Moving towards a people-centric culture at work

 

Leslie Santos is an executive coach, positive psychologist and Learning & Development (L&D) facilitator. We wanted to know what this trend towards a people-centric culture in the workplace really means and how story is being used to move towards that culture.

As an executive coach and workplace culture expert, what are you seeing as the biggest workplace trends for 2022?

We’re seeing a lot of frustrated and burned out managers who want to better support and lead their teams but who cannot pause to lead strategically. The constant urgency is creating costly mistakes, attrition, over working and is contributing to their languishing and health decline.

We’re also seeing employees demanding a people-centric workplace from senior leaders and when those demands and increasing expectations aren’t met, we’re seeing higher attrition rates that are creating a continual hiring and onboarding deluge for managers.

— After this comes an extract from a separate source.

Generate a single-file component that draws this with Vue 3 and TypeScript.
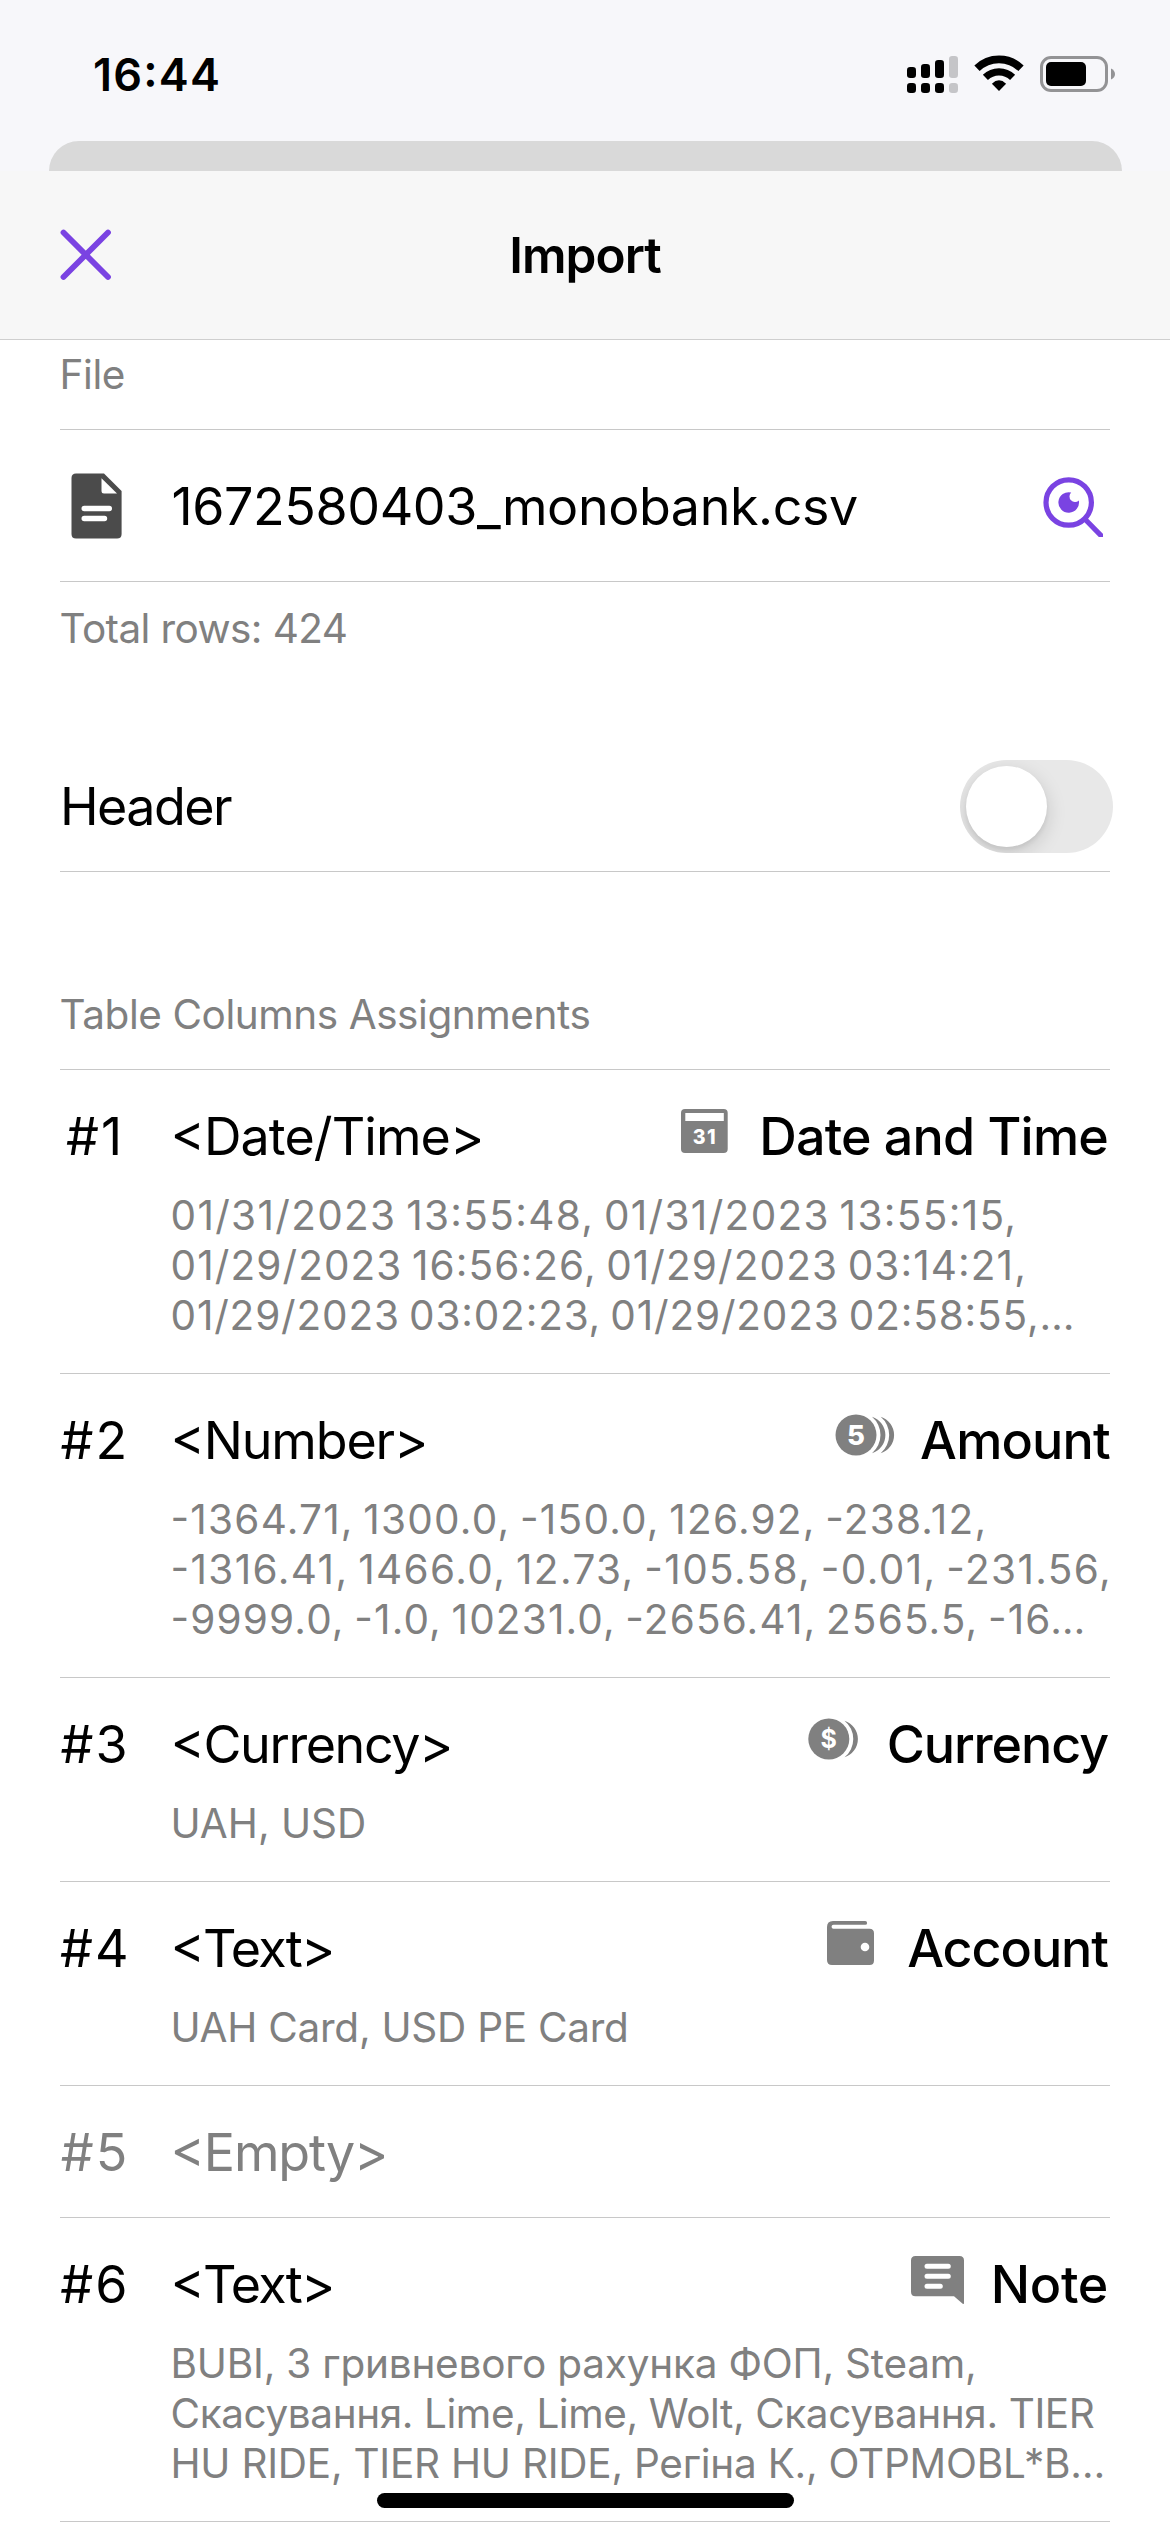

What does a people-centric workplace or culture mean? What does it look like in practice?

Leslie: A people-centric approach puts people (employees and customers) at the center. This would look like understanding and respecting each employee's perspective, needs and goals. Human-centric leadership focuses first on the person instead of the task to be done. It orients its operations around people. A human centric company believes that when you take care of the people, they will take care of the business. 

Leslie Santos

 
 

In practice it would look like building trust and transparency. Through the social movements over the last five years, dwindling trust has become a growing concern for organizations. Customers and employees are demanding more accountability, responsibility and transparency from companies. 

Practically speaking, a people-centric culture requires the infrastructure (processes, values, budget, roles) that enables greater humanity in the way an organization leads, manages and grows employees.

What is the biggest pain point for employers right now, and how are they addressing it?

Organizations today realize the imperative need to address the employee experience. The rate of burnout and attrition is aggressive and concerning senior leaders. They can no longer ignore the demands of the employees. I’m reminded of the government’s response to the high number of veterans returning from WWI with high rates of depression. A large-scale initiative flooded the mental health industry resulting in the diagnosis of post traumatic stress syndrome. 

In 2020 the pace of disruption, uncertainty, volatility and ambiguity fundamentally shifted the business landscape. Organizations are responding reactively and trying to catch up by implementing a more human-centric approach.

What role does storytelling play in your work with employers and employees?

Every new initiative requires people to change. And change is hard. All change instigates a journey, which looks a lot like a story. When we launch a journey of professional transformation, it can be divided into a five-stage venture scape similar to a story frame. At each stage we deliver stories, spur action, validate the traveler, build bonds and entice people toward the outcome of success. Through story, we compel commitment to do the focused work of change.